BAKERSFIELD, Calif. (KGET) — Public health officials looking ahead to fall and winter say they’re dreading the possibility of a new surge of COVID-19 cases. And now, as we move into regular flu season, many are expressing double dread — the possibility that a severe flu strain, and a reluctance or inability of Americans to get vaccinated, could hit the population doubly hard.

They’re calling it a “twindemic.”

How can people avoid getting hit with this double whammy? Number one, get the flu vaccine — and,
fortunately, flu shots are starting to become available in Kern County.

Health officials say even a mild flu season could stagger hospitals already dealing with Covid-19. And though officials don’t know yet what degree of severity to expect this year, they are worried large numbers of people could skip getting flu shots, increasing the risk of huge outbreaks.

The concern about a “twindemic” is so great many health organizations are pushing the flu shot before it’s even widely available. That’s the case on both the local and national levels.

The CDC, which usually purchases 500,000 doses for uninsured adults, has this year ordered nearly 20 times that many.

The Kern County Department of Public Health is also making plans to administer flu vaccines to the uninsured at a low price. And they’re getting the word out.

“We have been meeting, and, in fact, part of what we do is we launch an awareness campaign,” said Public Health spokeswoman Michelle Corson. “Just today, billboards are now up here in Bakersfield, there are radio PSAs that have begun about the importance of getting your flu shot.

The minute we have in line exactly where our clinics are going to be and what they are gonna look like, we are going to begin to promote those.”

Many major pharmacies, including CVS, have been administering the vaccine for several weeks now.

Dignity Health and Adventist Health, which between them operate four of the largest hospitals in Kern County, are both planning on free drive through flu shot clinics when their allotments become available.

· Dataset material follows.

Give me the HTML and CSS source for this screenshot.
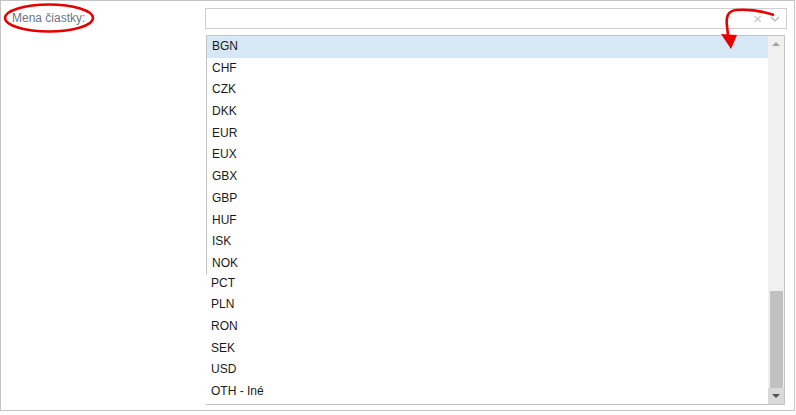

Kaiser Permanente opened two drive through vaccine clinics on Monday, and a steady stream of kaiser-insured patients was flowing through the ming avenue location Tuesday morning.

Kaiser Permanente physician Rr. Puja Vithalani said the vaccine is so much more important this year.

“Getting both, like this ‘twindemic’ that everyone is talking about getting — both the flu and Covid — is a possibility,” she said, “so if you can protect your body against one part of it, at least, that will help you overall.”

Kaiser Permanente patient Lee Laytort says he and wife Becky get the shot every year.

“I’d definitely get a flu shot,” he said. “This will be our 20th year getting the flu shot and we’ve never had any reaction or anything and we’ve never had the flu. So I think it’s the wise thing to do.”

Either illness — separately — can be devastating. But two at once? Doctors believe that coming down with both viruses hurts a patient’s odds of full recovery considerably.

Many of the symptoms of Covid-19 and the seasonal flu are actually the same — and one of the most important things you can do to stave off both those things is also the same: a mask.

Vaccine makers are projecting that a record 98 million flu shots will be given this year in the United States, about 15 percent more doses than last year.